Kwaï

Une recension de Philippe Garnier, publié le

Un pont quelque part en Thaïlande, un cimetière militaire, une gare… L’endroit ne s’appelle même pas Kwaï, comme dans le film de David Lean et le roman de Pierre Boulle, mais Khwè. La déception serait programmée si Vincent Hein n’était pas un voyageur, et un écrivain, paradoxal. « La pensée, comme l’herbe, pousse par le milieu », disait Gilles Deleuze dans Pourparlers. Elle n’a ni origine ni destination. Telle est, depuis L’Arbre à singes (Denoël, 2012), la démarche de Vincent Hein.
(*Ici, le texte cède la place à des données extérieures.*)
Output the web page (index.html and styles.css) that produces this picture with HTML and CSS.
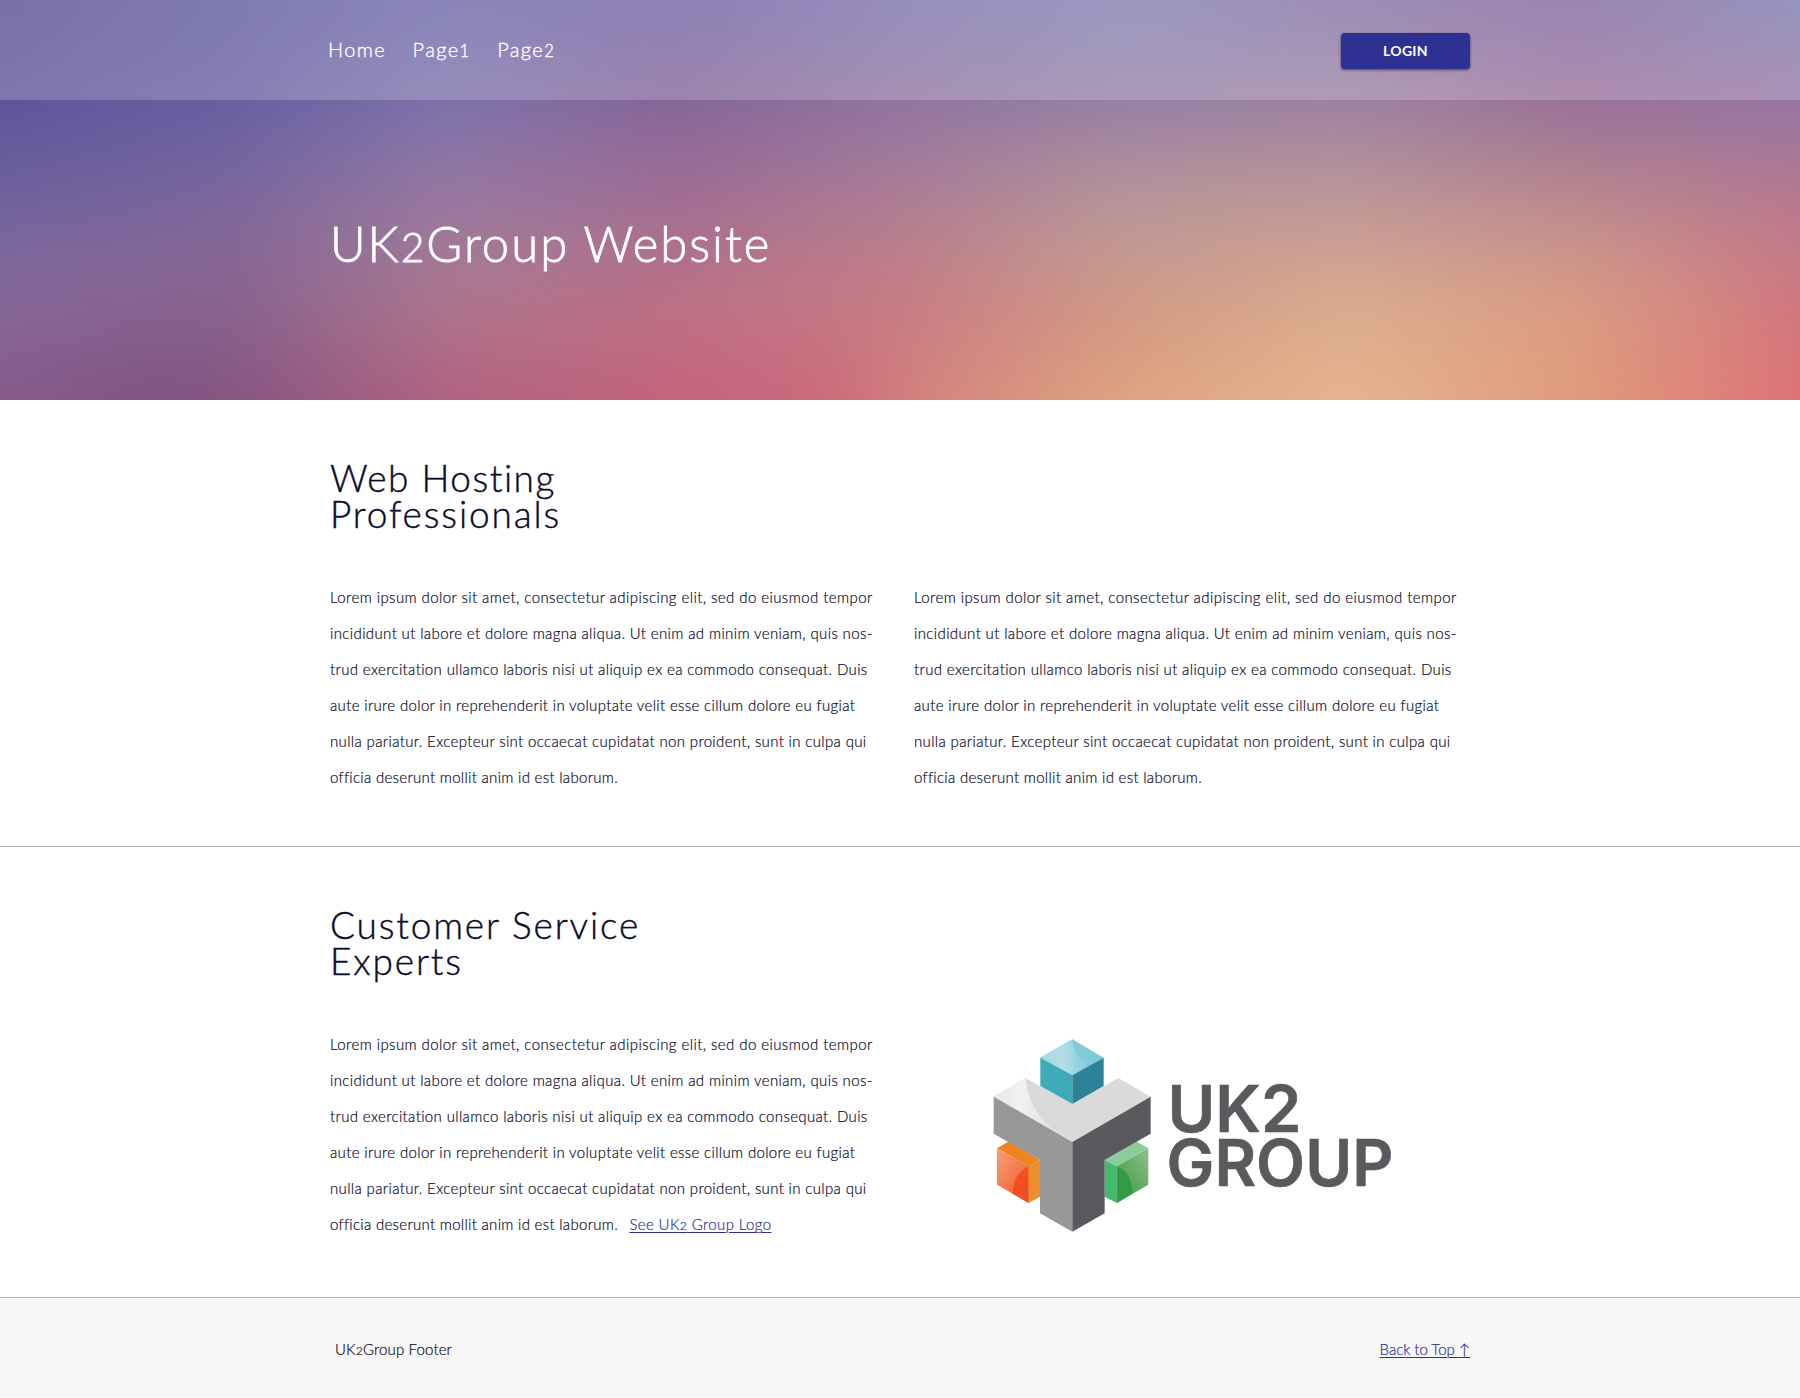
FILE: index.html
```
<!DOCTYPE html>
<html lang="en">
<head>
<meta charset="utf-8">
<title>UK2Group Website</title>
<link rel="stylesheet" href="styles.css">
</head>
<body>
<div class="hero" id="top">
  <div class="backdrop">
    <div class="band band-1"></div>
    <div class="band band-2"></div>
    <div class="band band-3"></div>
    <div class="band band-4"></div>
    <div class="band band-5"></div>
    <div class="band band-6"></div>
  </div>
  <header class="site-header">
    <div class="container header-row">
      <nav class="nav">
        <a href="#">Home</a>
        <a href="#">Page<span class="num">1</span></a>
        <a href="#">Page<span class="num">2</span></a>
      </nav>
      <button class="login" type="button">LOGIN</button>
    </div>
  </header>
  <div class="container">
    <h1 class="title">UK<span class="num">2</span>Group Website</h1>
  </div>
</div>

<section class="section section-ruled">
  <div class="container">
    <h2 class="heading"><span class="tight">Web Hosting</span><br>Professionals</h2>
    <div class="columns">
      <p class="copy">
        <span class="line l1">Lorem ipsum dolor sit amet, consectetur adipiscing elit, sed do eiusmod tempor</span>
        <span class="line l2">incididunt ut labore et dolore magna aliqua. Ut enim ad minim veniam, quis nos-</span>
        <span class="line l3">trud exercitation ullamco laboris nisi ut aliquip ex ea commodo consequat. Duis</span>
        <span class="line l4">aute irure dolor in reprehenderit in voluptate velit esse cillum dolore eu fugiat</span>
        <span class="line l5">nulla pariatur. Excepteur sint occaecat cupidatat non proident, sunt in culpa qui</span>
        <span class="line l6">officia deserunt mollit anim id est laborum.</span>
      </p>
      <p class="copy">
        <span class="line l1">Lorem ipsum dolor sit amet, consectetur adipiscing elit, sed do eiusmod tempor</span>
        <span class="line l2">incididunt ut labore et dolore magna aliqua. Ut enim ad minim veniam, quis nos-</span>
        <span class="line l3">trud exercitation ullamco laboris nisi ut aliquip ex ea commodo consequat. Duis</span>
        <span class="line l4">aute irure dolor in reprehenderit in voluptate velit esse cillum dolore eu fugiat</span>
        <span class="line l5">nulla pariatur. Excepteur sint occaecat cupidatat non proident, sunt in culpa qui</span>
        <span class="line l6">officia deserunt mollit anim id est laborum.</span>
      </p>
    </div>
  </div>
</section>

<section class="section section-last">
  <div class="container">
    <h2 class="heading">Customer Service<br>Experts</h2>
    <div class="columns">
      <p class="copy">
        <span class="line l1">Lorem ipsum dolor sit amet, consectetur adipiscing elit, sed do eiusmod tempor</span>
        <span class="line l2">incididunt ut labore et dolore magna aliqua. Ut enim ad minim veniam, quis nos-</span>
        <span class="line l3">trud exercitation ullamco laboris nisi ut aliquip ex ea commodo consequat. Duis</span>
        <span class="line l4">aute irure dolor in reprehenderit in voluptate velit esse cillum dolore eu fugiat</span>
        <span class="line l5">nulla pariatur. Excepteur sint occaecat cupidatat non proident, sunt in culpa qui</span>
        <span class="line l6">officia deserunt mollit anim id est laborum.<a class="link logo-link" href="#logo">See UK<span class="num">2</span> Group Logo</a></span>
      </p>
      <svg class="logo" id="logo" viewBox="0 0 556 216" role="img" aria-label="UK2 Group">
        <defs>
          <linearGradient id="teal" x1="0" y1="0" x2="1" y2="0"><stop offset="0" stop-color="#a3d6e2"/><stop offset=".45" stop-color="#b5dee8"/><stop offset="1" stop-color="#7fcbd8"/></linearGradient>
          <linearGradient id="shine" x1="0" y1="0" x2="1" y2="0"><stop offset="0" stop-color="#e6e6e6"/><stop offset=".35" stop-color="#f1f1f1"/><stop offset="1" stop-color="#dadada"/></linearGradient>
          <linearGradient id="orange" x1="0" y1="0" x2=".8" y2="1"><stop offset="0" stop-color="#f8a07a"/><stop offset="1" stop-color="#f15a2a"/></linearGradient>
          <linearGradient id="green" x1="1" y1="0" x2=".2" y2="1"><stop offset="0" stop-color="#8fbf8b"/><stop offset="1" stop-color="#3f9a40"/></linearGradient>
        </defs>
        <g transform="translate(71 4) scale(.33333)">
          <path fill="#ee8322" d="M36 355 70 335 165 390 131 409z"/>
          <path fill="url(#orange)" d="M36 355 131 409V519L36 464z"/>
          <path fill="#f04e23" d="M131 409V519L83 491C85 450 98 425 131 409z"/>
          <path fill="#ec8d2c" d="M131 409 165 390V500L131 519z"/>
          <path fill="#88cd9b" d="M490 355 455 335 359 390 395 409z"/>
          <path fill="url(#green)" d="M395 409 490 355V464L395 519z"/>
          <path fill="#319a45" d="M395 409C427 422 440 445 442 491L395 519z"/>
          <path fill="#43b96b" d="M359 390 395 409V519L359 500z"/>
          <path fill="#dadada" d="M26 200 122 144 262 223 400 144 497 200 262 336z"/>
          <path fill="url(#shine)" d="M26 200 122 144C128 230 180 290 250 329z"/>
          <path fill="#989898" d="M26 200 262 336V605L165 550V390L26 311z"/>
          <path fill="#5a595e" d="M262 336 497 200V311L359 390V550L262 605z"/>
          <path fill="#7fcbd8" d="M166 83 262 28 356 83 262 136z"/>
          <path fill="url(#teal)" d="M166 83 262 28C264 60 276 84 311 108L262 136z"/>
          <path fill="#3dabb7" d="M166 83 262 136V222L166 168z"/>
          <path fill="#2d8199" d="M262 136 356 83V168L262 222z"/>
        </g>
        <text class="logo-text" x="253.5" y="106" textLength="134" lengthAdjust="spacingAndGlyphs">UK2</text>
        <text class="logo-text" x="252.5" y="159.7" textLength="227" lengthAdjust="spacingAndGlyphs">GROUP</text>
      </svg>
    </div>
  </div>
</section>

<footer class="footer">
  <div class="container footer-row">
    <span class="footer-name">UK<span class="num">2</span>Group Footer</span>
    <a class="link top-link" href="#top">Back to Top ↑</a>
  </div>
</footer>
</body>
</html>
```
FILE: styles.css
```
* {
  box-sizing: border-box;
}

body {
  margin: 0;
  background: #fff;
  color: #0b0b2b;
  font-family: Lato, "Open Sans", sans-serif;
  font-weight: 300;
}

.container {
  width: 1140px;
  margin: 0 auto;
}

/* lowercase-height figures */
.num {
  font-size: 0.83em;
  line-height: 0;
}

/* Hero */
.hero {
  position: relative;
  height: 400px;
  overflow: hidden;
}

/* Oversized by 80px on each side so the softened edges stay out of view */
.backdrop {
  position: absolute;
  inset: -80px;
  filter: blur(26px);
}

.band {
  position: absolute;
  inset: 0;
}

/* Each band fades in below the previous one, giving a two-way gradient */
.band-1 {
  background: linear-gradient(90deg, #594c92 80px, #6059a1 305px, #6d67a9 530px, #7160a4 755px, #7b72ae 980px, #817eb3 1205px, #8370a6 1430px, #81659f 1655px, #797aaf 1880px);
}

.band-2 {
  background: linear-gradient(90deg, #5f5499 80px, #675fa1 305px, #7d72ab 530px, #856599 755px, #90759f 980px, #9580a4 1205px, #9d82a3 1430px, #987199 1655px, #9776a4 1880px);
  mask-image: linear-gradient(transparent 80px, #000 180px);
}

.band-3 {
  background: linear-gradient(90deg, #6a5e9e 80px, #75659f 305px, #9178a5 530px, #9a6b95 755px, #a57b9a 980px, #b08f9c 1205px, #b4919a 1430px, #b08191 1655px, #ad7894 1880px);
  mask-image: linear-gradient(transparent 180px, #000 250px);
}

.band-4 {
  background: linear-gradient(90deg, #7a679c 80px, #836797 305px, #a27a9a 530px, #ab718e 755px, #b97f8c 980px, #c19a94 1205px, #cb9f92 1430px, #c8928b 1655px, #c27a8a 1880px);
  mask-image: linear-gradient(transparent 250px, #000 320px);
}

.band-5 {
  background: linear-gradient(90deg, #866699 80px, #88628d 305px, #af768c 530px, #be7085 755px, #c87c84 980px, #d29884 1205px, #dcac90 1430px, #da9c83 1655px, #d2777e 1880px);
  mask-image: linear-gradient(transparent 320px, #000 390px);
}

.band-6 {
  background: linear-gradient(90deg, #875a8a 80px, #80507f 240px, #87547f 314px, #b16080 530px, #c5627a 755px, #cc687a 908px, #d5837c 998px, #e0a580 1205px, #e7b68e 1430px, #e19b7b 1655px, #df7176 1880px);
  mask-image: linear-gradient(transparent 390px, #000 490px);
}

.site-header {
  position: relative;
  height: 100px;
  background: rgba(255, 255, 255, 0.2);
}

.header-row {
  display: flex;
  align-items: center;
  justify-content: space-between;
  height: 100px;
}

.nav {
  display: flex;
  gap: 26.5px;
  padding: 0 0 3px;
  margin-left: -2px;
}

.nav a {
  color: #fff;
  font-size: 20px;
  letter-spacing: 1.4px;
  line-height: 24px;
  text-decoration: none;
  -webkit-text-stroke: 0.35px #fff;
}

.login {
  width: 129px;
  height: 36px;
  margin-top: 2px;
  padding: 0;
  border: 0;
  border-radius: 4px;
  background: #2e3192;
  box-shadow: 0 1px 3px rgba(0, 0, 0, 0.55);
  color: #fff;
  font: 700 14px/36px Lato, "Open Sans", sans-serif;
  letter-spacing: 0.3px;
}

.title {
  position: relative;
  margin: 119px 0 0;
  color: #fff;
  font-size: 49px;
  font-weight: 300;
  letter-spacing: 2px;
  line-height: 48px;
  -webkit-text-stroke: 0.8px #fff;
}

/* Content sections */
.section {
  padding-top: 60px;
}

.section-ruled {
  padding-bottom: 51px;
  border-bottom: 1px solid #b3b3b3;
}

.section-last {
  padding-bottom: 55px;
}

.heading {
  margin: 0 0 47px;
  font-size: 37px;
  font-weight: 300;
  letter-spacing: 1.85px;
  line-height: 36px;
  -webkit-text-stroke: 0.4px #0b0b2b;
}

.tight {
  letter-spacing: 1.5px;
}

.columns {
  display: grid;
  grid-template-columns: 556px 556px;
  column-gap: 28px;
}

.copy {
  margin: 0;
  font-size: 15px;
  line-height: 36px;
  -webkit-text-stroke: 0.2px;
}

.line {
  display: block;
  white-space: nowrap;
}

.l1 { letter-spacing: 0.425px; }
.l2 { letter-spacing: 0.375px; }
.l3 { letter-spacing: 0.365px; }
.l4 { letter-spacing: 0.34px; }
.l5 { letter-spacing: 0.35px; }
.l6 { letter-spacing: 0.3px; }

.link {
  color: #2e3192;
  text-decoration: underline;
  text-decoration-thickness: 1px;
  text-underline-offset: 2px;
}

.logo-link {
  margin-left: 11.5px;
  letter-spacing: 0.37px;
}

.logo {
  display: block;
  width: 556px;
  height: 216px;
}

.logo-text {
  fill: #5a595e;
  stroke: #5a595e;
  stroke-width: 0.6px;
  font: 600 65px Inter, "Liberation Sans", sans-serif;
}

/* Footer */
.footer {
  height: 100px;
  border-top: 1px solid #b3b3b3;
  background: #f7f7f7;
}

.footer-row {
  display: flex;
  justify-content: space-between;
  padding: 33px 0 0 5px;
  font-size: 15px;
  line-height: 36px;
  -webkit-text-stroke: 0.2px;
}

.footer-name {
  letter-spacing: 0.13px;
}

.top-link {
  letter-spacing: -0.03px;
}
```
Le voyage ne sert pas tant à « aller quelque part » qu’à changer de focale, à déplacer le regard. Dans Kwaï, il enclenche un film intérieur, avec une grâce fluide, des fondus enchaînés et de longs plans fixes et vibrants. Un cinéma où les souvenirs familiaux, les joies de l’enfance, mais aussi les disparus, les oubliés, les rescapés, peu à peu occupent la scène. Ce pèlerinage sur un lieu perdu dans la jungle thaïlandaise mais chargé de mémoire de la Seconde Guerre mondiale est une expérience non pas de l’espace, mais du temps.